(Task description) Reproduce the listing exactly and skip over any pictures.
--- start Source data ---
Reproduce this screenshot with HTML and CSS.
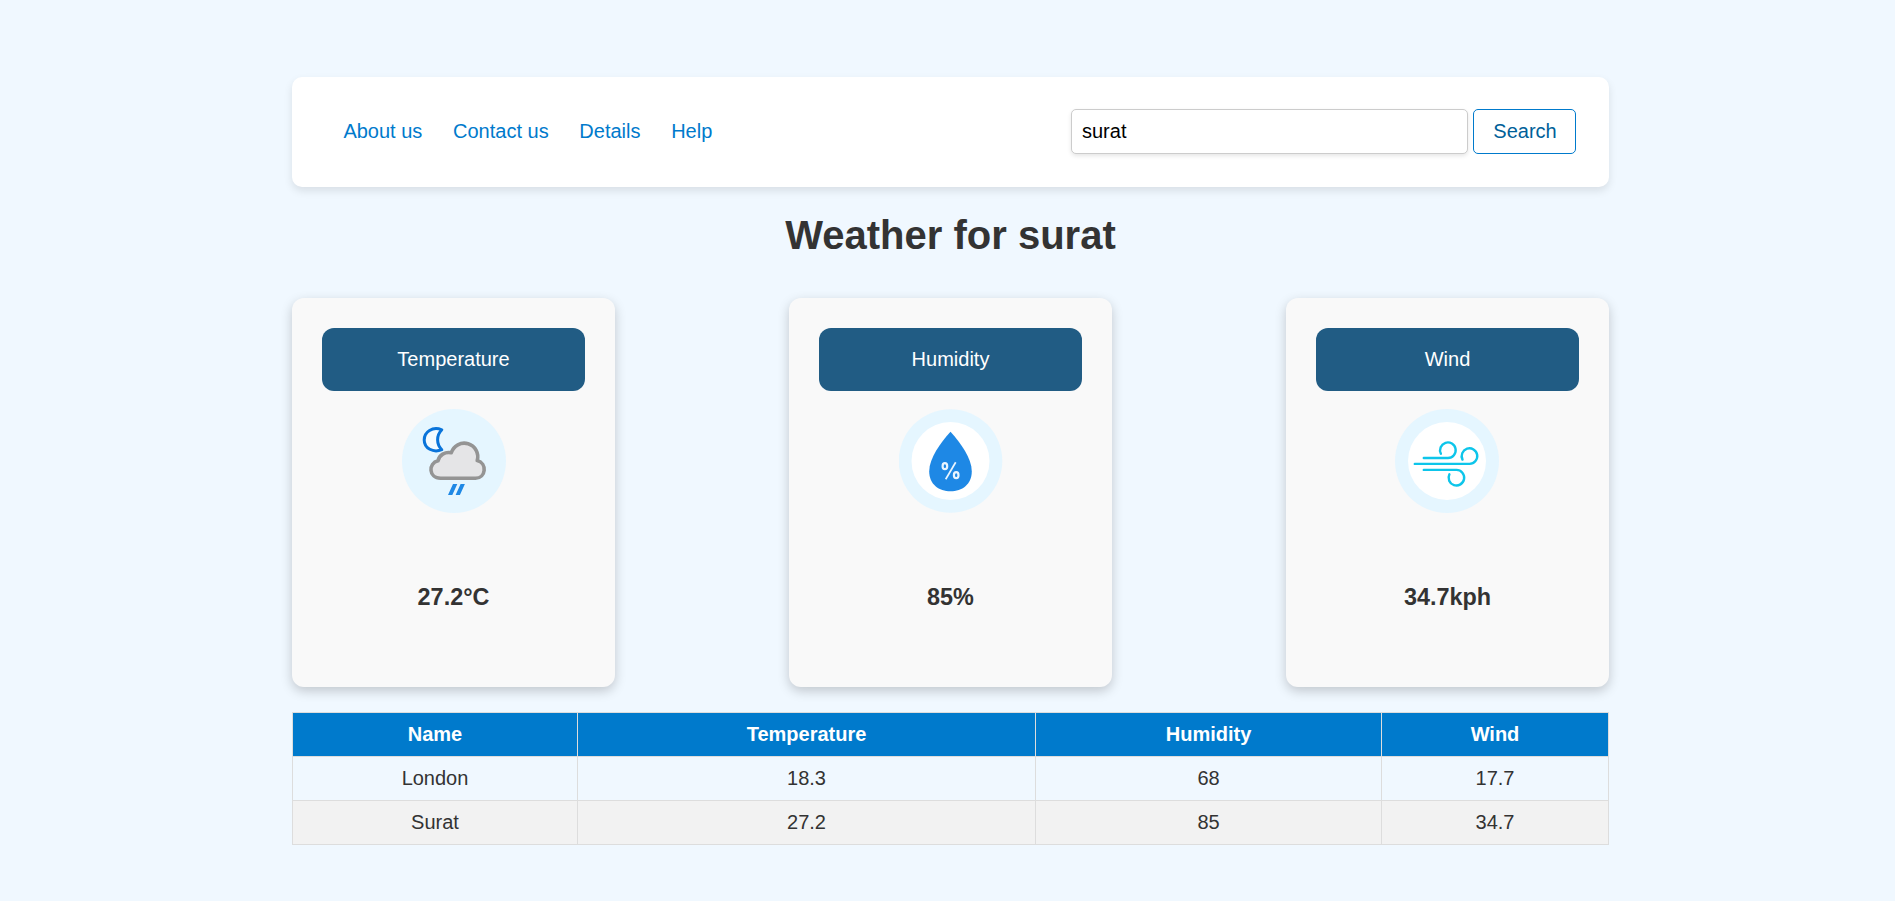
FILE: index.html
```html
<!DOCTYPE html>
<html lang="en">
<head>
<meta charset="utf-8">
<title>Weather</title>
<link rel="stylesheet" href="styles.css">
</head>
<body>
<div class="container">
  <header class="navbar">
    <nav class="links">
      <a href="#">About us</a>
      <a href="#">Contact us</a>
      <a href="#">Details</a>
      <a href="#">Help</a>
    </nav>
    <form class="search">
      <input class="search-input" type="text" value="surat">
      <button class="search-button" type="button">Search</button>
    </form>
  </header>
  <h1 class="title">Weather for surat</h1>
  <section class="cards">
    <article class="card">
      <div class="card-label">Temperature</div>
      <svg class="icon" viewBox="0 0 104 104">
        <circle cx="52" cy="52" r="52" fill="#e5f6ff"/>
        <path d="M39.800 20.800C30.500 17 22.200 23 22.200 31c0 8.300 9 13.200 17.600 9.700-5.600-5.700-5.600-14.200 0-19.900z" fill="#f4fbff" stroke="#0a74da" stroke-width="3" stroke-linejoin="round"/>
        <path d="M38.500 69.200C26.500 69.200 26 54 36 51.800C37.200 46 43 42.500 49.300 43.800A13.300 13.300 0 0 1 75.200 51.600C85.500 54 84 69.200 73.500 69.200z" fill="#e5e5e7" stroke="#949494" stroke-width="3.600" stroke-linejoin="round"/>
        <path d="M51 75h4.300l-5 11h-4.300zM58.600 75h4.300l-5 11h-4.300z" fill="#1e88e5"/>
      </svg>
      <h3 class="value">27.2°C</h3>
    </article>
    <article class="card">
      <div class="card-label">Humidity</div>
      <svg class="icon" viewBox="0 0 104 104">
        <circle cx="51.500" cy="52" r="51.800" fill="#e5f6ff"/>
        <circle cx="51.500" cy="52" r="39" fill="#fff"/>
        <path d="M51.500 22.800C41.500 34 30.200 49 30.200 62.500 30.200 75.300 40 82.300 51.500 82.300s21.300-7 21.300-19.800C72.800 49 61.500 34 51.500 22.800z" fill="#1e88e5"/>
        <g fill="none" stroke="#eaf5ff">
          <ellipse cx="45.900" cy="57.200" rx="2.300" ry="3" stroke-width="2.200"/>
          <ellipse cx="57.200" cy="66.200" rx="2.300" ry="3" stroke-width="2.200"/>
          <path d="M56.700 53.200 46.700 70.200" stroke-width="1.700"/>
        </g>
      </svg>
      <h3 class="value">85%</h3>
    </article>
    <article class="card">
      <div class="card-label">Wind</div>
      <svg class="icon" viewBox="0 0 104 104">
        <circle cx="52" cy="52" r="52" fill="#e5f6ff"/>
        <circle cx="52" cy="52" r="39" fill="#fff"/>
        <g fill="none" stroke="#0dc5ea" stroke-width="2.400" stroke-linecap="round">
          <path d="M28.800 49H53a7.800 7.800 0 1 0-7.100-4.300"/>
          <path d="M19.800 54.900h54.800a7.800 7.800 0 1 0-7.100-4.300"/>
          <path d="M28.800 60.900H61.500a7.800 7.800 0 1 1-7.100 4.300"/>
        </g>
      </svg>
      <h3 class="value">34.7kph</h3>
    </article>
  </section>
  <table class="history">
    <colgroup><col class="col-name"><col class="col-temperature"><col class="col-humidity"><col class="col-wind"></colgroup>
    <thead>
      <tr><th>Name</th><th>Temperature</th><th>Humidity</th><th>Wind</th></tr>
    </thead>
    <tbody>
      <tr><td>London</td><td>18.3</td><td>68</td><td>17.7</td></tr>
      <tr><td>Surat</td><td>27.2</td><td>85</td><td>34.7</td></tr>
    </tbody>
  </table>
</div>
</body>
</html>
```
FILE: styles.css
```css
* { box-sizing: border-box; }

body {
  margin: 0;
  background: #f0f8ff;
  color: #333;
  font: 20px/23px "Liberation Sans", Arial, sans-serif;
}

.container {
  width: 1317px;
  margin: 0 0 0 292px;
  padding-top: 77px;
}

.navbar {
  display: flex;
  align-items: center;
  justify-content: space-between;
  height: 110px;
  padding: 0 33px 1px 51.4px;
  background: #fff;
  border-radius: 10px;
  box-shadow: 0 4px 8px rgba(0, 0, 0, 0.1);
}

.links { display: flex; gap: 30.7px; }
.links a { color: #007acc; text-decoration: none; }

.search { display: flex; gap: 5px; }

.search-input,
.search-button {
  height: 45px;
  border-radius: 5px;
  background: #fff;
  font: inherit;
}

.search-input {
  width: 397px;
  padding: 0 10px;
  border: 1px solid #ccc;
  color: #000;
  box-shadow: 0 2px 4px rgba(0, 0, 0, 0.1);
}

.search-button {
  width: 103px;
  padding: 0 0 0 1px;
  border: 1px solid #007acc;
  color: #005f99;
}

.title {
  margin: 25px 0 40px;
  font-size: 40px;
  line-height: 46px;
  text-align: center;
}

.cards { display: flex; justify-content: space-between; }

.card {
  display: flex;
  flex-direction: column;
  align-items: center;
  width: 323px;
  height: 389px;
  padding: 30px;
  background: #f9f9f9;
  border-radius: 12px;
  box-shadow: 0 4px 12px rgba(0, 0, 0, 0.2);
}

.card-label {
  width: 100%;
  padding: 20px;
  background: #215c84;
  border-radius: 12px;
  color: #fff;
  text-align: center;
}

.icon {
  width: 104px;
  height: 104px;
  margin-top: 18px;
}

.card:last-child .icon { margin-right: 1px; }

.value {
  margin: 71px 0 0;
  font-size: 23.4px;
  line-height: 27px;
}

.history {
  width: 1317px;
  margin-top: 25px;
  border-collapse: collapse;
  table-layout: fixed;
  text-align: center;
}

.col-name { width: 285px; }
.col-temperature { width: 458px; }
.col-humidity { width: 346px; }
.col-wind { width: 227px; }

.history th,
.history td {
  height: 44px;
  padding: 0;
  border: 1px solid #ddd;
}

.history th { background: #007acc; color: #fff; }
.history tbody tr:nth-child(even) { background: #f2f2f2; }
```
--- end Source data ---
(Result)
Reproduce this screenshot with HTML and CSS.
FILE: index.html
```html
<!DOCTYPE html>
<html lang="en">
<head>
<meta charset="utf-8">
<title>Weather</title>
<link rel="stylesheet" href="styles.css">
</head>
<body>
<div class="container">
  <header class="navbar">
    <nav class="links">
      <a href="#">About us</a>
      <a href="#">Contact us</a>
      <a href="#">Details</a>
      <a href="#">Help</a>
    </nav>
    <form class="search">
      <input class="search-input" type="text" value="surat">
      <button class="search-button" type="button">Search</button>
    </form>
  </header>
  <h1 class="title">Weather for surat</h1>
  <section class="cards">
    <article class="card">
      <div class="card-label">Temperature</div>
      <svg class="icon" viewBox="0 0 104 104">
        <circle cx="52" cy="52" r="52" fill="#e5f6ff"/>
        <path d="M39.800 20.800C30.500 17 22.200 23 22.200 31c0 8.300 9 13.200 17.600 9.700-5.600-5.700-5.600-14.200 0-19.900z" fill="#f4fbff" stroke="#0a74da" stroke-width="3" stroke-linejoin="round"/>
        <path d="M38.500 69.200C26.500 69.200 26 54 36 51.800C37.200 46 43 42.500 49.300 43.800A13.300 13.300 0 0 1 75.200 51.600C85.500 54 84 69.200 73.500 69.200z" fill="#e5e5e7" stroke="#949494" stroke-width="3.600" stroke-linejoin="round"/>
        <path d="M51 75h4.300l-5 11h-4.300zM58.600 75h4.300l-5 11h-4.300z" fill="#1e88e5"/>
      </svg>
      <h3 class="value">27.2°C</h3>
    </article>
    <article class="card">
      <div class="card-label">Humidity</div>
      <svg class="icon" viewBox="0 0 104 104">
        <circle cx="51.500" cy="52" r="51.800" fill="#e5f6ff"/>
        <circle cx="51.500" cy="52" r="39" fill="#fff"/>
        <path d="M51.500 22.800C41.500 34 30.200 49 30.200 62.500 30.200 75.300 40 82.300 51.500 82.300s21.300-7 21.300-19.800C72.800 49 61.500 34 51.500 22.800z" fill="#1e88e5"/>
        <g fill="none" stroke="#eaf5ff">
          <ellipse cx="45.900" cy="57.200" rx="2.300" ry="3" stroke-width="2.200"/>
          <ellipse cx="57.200" cy="66.200" rx="2.300" ry="3" stroke-width="2.200"/>
          <path d="M56.700 53.200 46.700 70.200" stroke-width="1.700"/>
        </g>
      </svg>
      <h3 class="value">85%</h3>
    </article>
    <article class="card">
      <div class="card-label">Wind</div>
      <svg class="icon" viewBox="0 0 104 104">
        <circle cx="52" cy="52" r="52" fill="#e5f6ff"/>
        <circle cx="52" cy="52" r="39" fill="#fff"/>
        <g fill="none" stroke="#0dc5ea" stroke-width="2.400" stroke-linecap="round">
          <path d="M28.800 49H53a7.800 7.800 0 1 0-7.100-4.300"/>
          <path d="M19.800 54.900h54.800a7.800 7.800 0 1 0-7.100-4.300"/>
          <path d="M28.800 60.900H61.500a7.800 7.800 0 1 1-7.100 4.300"/>
        </g>
      </svg>
      <h3 class="value">34.7kph</h3>
    </article>
  </section>
  <table class="history">
    <colgroup><col class="col-name"><col class="col-temperature"><col class="col-humidity"><col class="col-wind"></colgroup>
    <thead>
      <tr><th>Name</th><th>Temperature</th><th>Humidity</th><th>Wind</th></tr>
    </thead>
    <tbody>
      <tr><td>London</td><td>18.3</td><td>68</td><td>17.7</td></tr>
      <tr><td>Surat</td><td>27.2</td><td>85</td><td>34.7</td></tr>
    </tbody>
  </table>
</div>
</body>
</html>
```
FILE: styles.css
```css
* { box-sizing: border-box; }

body {
  margin: 0;
  background: #f0f8ff;
  color: #333;
  font: 20px/23px "Liberation Sans", Arial, sans-serif;
}

.container {
  width: 1317px;
  margin: 0 0 0 292px;
  padding-top: 77px;
}

.navbar {
  display: flex;
  align-items: center;
  justify-content: space-between;
  height: 110px;
  padding: 0 33px 1px 51.4px;
  background: #fff;
  border-radius: 10px;
  box-shadow: 0 4px 8px rgba(0, 0, 0, 0.1);
}

.links { display: flex; gap: 30.7px; }
.links a { color: #007acc; text-decoration: none; }

.search { display: flex; gap: 5px; }

.search-input,
.search-button {
  height: 45px;
  border-radius: 5px;
  background: #fff;
  font: inherit;
}

.search-input {
  width: 397px;
  padding: 0 10px;
  border: 1px solid #ccc;
  color: #000;
  box-shadow: 0 2px 4px rgba(0, 0, 0, 0.1);
}

.search-button {
  width: 103px;
  padding: 0 0 0 1px;
  border: 1px solid #007acc;
  color: #005f99;
}

.title {
  margin: 25px 0 40px;
  font-size: 40px;
  line-height: 46px;
  text-align: center;
}

.cards { display: flex; justify-content: space-between; }

.card {
  display: flex;
  flex-direction: column;
  align-items: center;
  width: 323px;
  height: 389px;
  padding: 30px;
  background: #f9f9f9;
  border-radius: 12px;
  box-shadow: 0 4px 12px rgba(0, 0, 0, 0.2);
}

.card-label {
  width: 100%;
  padding: 20px;
  background: #215c84;
  border-radius: 12px;
  color: #fff;
  text-align: center;
}

.icon {
  width: 104px;
  height: 104px;
  margin-top: 18px;
}

.card:last-child .icon { margin-right: 1px; }

.value {
  margin: 71px 0 0;
  font-size: 23.4px;
  line-height: 27px;
}

.history {
  width: 1317px;
  margin-top: 25px;
  border-collapse: collapse;
  table-layout: fixed;
  text-align: center;
}

.col-name { width: 285px; }
.col-temperature { width: 458px; }
.col-humidity { width: 346px; }
.col-wind { width: 227px; }

.history th,
.history td {
  height: 44px;
  padding: 0;
  border: 1px solid #ddd;
}

.history th { background: #007acc; color: #fff; }
.history tbody tr:nth-child(even) { background: #f2f2f2; }
```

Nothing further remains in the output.